6.2 Look at latency, queueing, and runtime behavior

Benchmarks are not only about output fidelity. For real teams, queue latency and job turnaround time can matter as much as raw hardware quality, especially during iterative development. A backend that is mathematically excellent but operationally slow may be a poor fit for rapid experimentation. This is particularly true when you are training developers or building internal proof-of-concepts that require many short test cycles.

Document runtime behavior the way you would document cloud service performance in any other environment. If one provider has reliable low-latency access but weaker fidelity, and another has strong fidelity but heavy queueing, the tradeoff may be obvious depending on the use case. The right answer for a tutorial environment may differ from the right answer for a research environment. These distinctions belong in your benchmark summary, not in a footnote.

6.3 Beware marketing metrics and hidden assumptions

Some provider dashboards emphasize peak numbers that are hard to reproduce in daily use. A vendor may quote the best calibration snapshot from a narrow time window or a best-case logical circuit that does not reflect typical workloads. That does not mean the numbers are false, but it does mean they are context-sensitive. Your job as an evaluator is to recover the context.

Use benchmark reports the way you would use other trust signals in technical procurement: verify the fine print, inspect the assumptions, and compare evidence rather than claims. If you need a model for skepticism, think of how you would approach a service contract with explicit SLA clauses or a platform review that emphasizes reliability over hype. Quantum hardware should be judged by the same standard.

7. How to Interpret Benchmark Results Like an Engineer

7.1 Separate signal from noise

In NISQ benchmarking, one run rarely tells the full story. Noise can masquerade as a real trend, especially when sample sizes are small. Interpret results only after checking whether the signal persists across repetitions and calibration windows. If results move around too much, your benchmark is telling you something important about platform instability.

A good habit is to plot both the metric and its spread. If the average output looks acceptable but the variance is huge, the platform may not support dependable workflow execution. That matters because machine-learning-style or optimization-style quantum applications often depend on repeated runs and ensemble interpretation.
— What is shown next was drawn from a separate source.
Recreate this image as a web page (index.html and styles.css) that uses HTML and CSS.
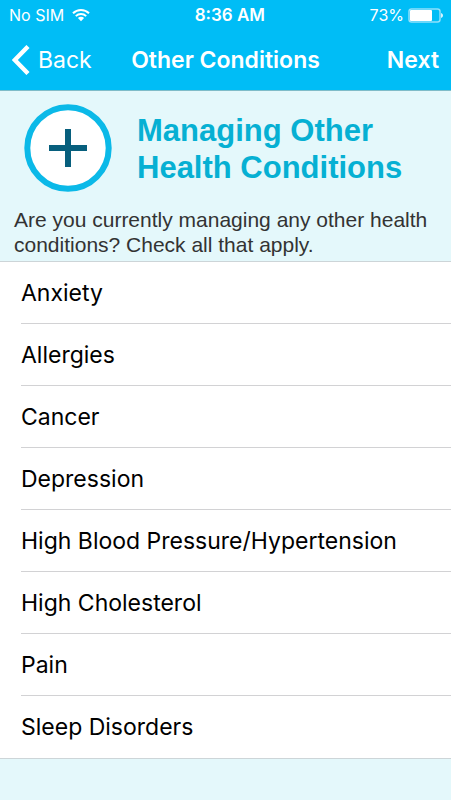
FILE: index.html
```html
<!DOCTYPE html>
<html lang="en">
<head>
<meta charset="utf-8">
<meta name="viewport" content="width=device-width, initial-scale=1">
<title>Other Conditions</title>
<link rel="stylesheet" href="styles.css">
</head>
<body>
<header class="top">
  <div class="status">
    <div class="carrier">
      <span>No SIM</span>
      <svg class="wifi" width="18" height="14" viewBox="0 0 18 14" aria-hidden="true">
        <path d="M1 5.2a11.3 11.3 0 0 1 16 0M3.8 8.1a7.4 7.4 0 0 1 10.4 0" fill="none" stroke="#fff" stroke-width="2"/>
        <path d="M5.9 10.1a4.4 4.4 0 0 1 6.2 0L9 13.2z" fill="#fff"/>
      </svg>
    </div>
    <span class="clock">8:36 AM</span>
    <div class="battery">
      <span>73%</span>
      <svg width="35" height="15" viewBox="0 0 35 15" aria-hidden="true">
        <rect x="1" y="1" width="31" height="13" rx="2.5" fill="none" stroke="#8fe0fb" stroke-width="1.5"/>
        <rect x="2" y="2" width="22" height="11" rx="1" fill="#fff"/>
        <path d="M33 5c1.3.4 2 1.3 2 2.5s-.7 2.1-2 2.5z" fill="#d5f3fd"/>
      </svg>
    </div>
  </div>
  <nav class="bar">
    <button class="back" type="button">
      <svg width="18" height="30" viewBox="0 0 18 30" aria-hidden="true">
        <path d="M16 1.5 2.8 15l13.2 13.500" fill="none" stroke="#fff" stroke-width="4.4"/>
      </svg>
      <span>Back</span>
    </button>
    <h1 class="title">Other Conditions</h1>
    <button class="next" type="button">Next</button>
  </nav>
</header>
<main>
  <section class="intro">
    <div class="heading">
      <svg class="plus" width="88" height="88" viewBox="0 0 88 88" aria-hidden="true">
        <circle cx="44" cy="44" r="40.7" fill="#fff" stroke="#0bb9e8" stroke-width="6"/>
        <path d="M25 44h38M44 25v38" stroke="#075f7d" stroke-width="6"/>
      </svg>
      <h2>Managing Other Health Conditions</h2>
    </div>
    <p class="question">Are you currently managing any other health conditions? Check all that apply.</p>
  </section>
  <form class="list">
    <label class="row"><span>Anxiety</span><input type="checkbox" name="anxiety"></label>
    <label class="row"><span>Allergies</span><input type="checkbox" name="allergies"></label>
    <label class="row"><span>Cancer</span><input type="checkbox" name="cancer"></label>
    <label class="row"><span>Depression</span><input type="checkbox" name="depression"></label>
    <label class="row"><span>High Blood Pressure/Hypertension</span><input type="checkbox" name="hypertension"></label>
    <label class="row"><span>High Cholesterol</span><input type="checkbox" name="cholesterol"></label>
    <label class="row"><span>Pain</span><input type="checkbox" name="pain"></label>
    <label class="row"><span>Sleep Disorders</span><input type="checkbox" name="sleep"></label>
  </form>
</main>
</body>
</html>
```
FILE: styles.css
```css
* {
  box-sizing: border-box;
}

body {
  margin: 0;
  min-height: 100vh;
  background: #e4f8fb;
  color: #000;
  font-family: Inter, "Liberation Sans", sans-serif;
}

.top {
  background: #00bdf6;
  border-bottom: 1px solid #7fbcc8;
  color: #fff;
}

.status {
  display: flex;
  justify-content: space-between;
  align-items: center;
  height: 30px;
  padding: 0 8px 0 9px;
  font-size: 16px;
}

.carrier,
.battery {
  display: flex;
  align-items: center;
  gap: 8px;
}

.battery {
  gap: 4px;
}

.clock {
  font-size: 17px;
  font-weight: 600;
}

.bar {
  display: grid;
  grid-template-columns: 1fr auto 1fr;
  align-items: center;
  height: 60px;
  padding: 0 12px;
}

.bar button {
  padding: 0;
  border: 0;
  background: none;
  color: inherit;
  font: inherit;
  font-size: 23px;
  cursor: pointer;
}

.bar .back {
  display: flex;
  align-items: center;
  justify-self: start;
  gap: 8px;
}

.bar .next {
  justify-self: end;
  font-weight: 600;
}

.title {
  margin: 0;
  font-size: 23px;
  font-weight: 600;
}

.intro {
  padding: 13px 14px 4px;
}

.heading {
  display: flex;
  align-items: center;
  gap: 25px;
  padding-left: 10px;
}

.plus {
  flex: none;
}

.heading h2 {
  margin: 0;
  padding-top: 2px;
  color: #06b0d3;
  font: bold 31px/37px "Liberation Sans", sans-serif;
}

.question {
  margin: 15px 0 0;
  color: #333;
  font: 21px/25px "Liberation Sans", sans-serif;
}

.list {
  padding-left: 21px;
  border: solid #cdd5d8;
  border-width: 1px 0;
  background: #fff;
}

.row {
  display: flex;
  align-items: center;
  justify-content: space-between;
  height: 62px;
  padding-right: 16px;
  border-bottom: 1px solid #d2d2d4;
  font-size: 23px;
  cursor: pointer;
}

.row:last-child {
  border-bottom: 0;
}

.row input {
  flex: none;
  width: 10px;
  height: 18px;
  margin: 0;
  appearance: none;
  transform: rotate(45deg);
}

.row input:checked {
  border: solid #00bdf6;
  border-width: 0 3px 3px 0;
}
```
A stable “good enough” backend is often more valuable than an erratic “best on paper” backend.

7.2 Match the benchmark to the workload

Not every metric predicts every use case. Randomized benchmarking may correlate well with gate quality but not with algorithmic convergence. A depth limit may be informative for one class of circuits and irrelevant for another that uses aggressive mitigation or problem-specific structure. Always interpret benchmark results through the lens of your target workload.

For example, a chemistry notebook may care more about the stability of parameterized ansatz circuits than about raw quantum volume. A control-system demo may care more about circuit turnaround time and readout fidelity. If your team is just getting started, build your benchmarking workflow into your quantum computing tutorials so learners understand not only how to run algorithms, but also how to evaluate whether the results are trustworthy.

7.3 Translate metrics into decision rules

The most practical benchmark reports end with explicit decision thresholds. For example: “Use backend A for circuits up to depth 20 with two-qubit gate usage below X,” or “Use backend B only when error mitigation is enabled and runtime can tolerate queue delays.” These rules prevent ambiguous arguments later and make platform choice easier for engineers and managers alike. They also give you a repeatable process when hardware changes.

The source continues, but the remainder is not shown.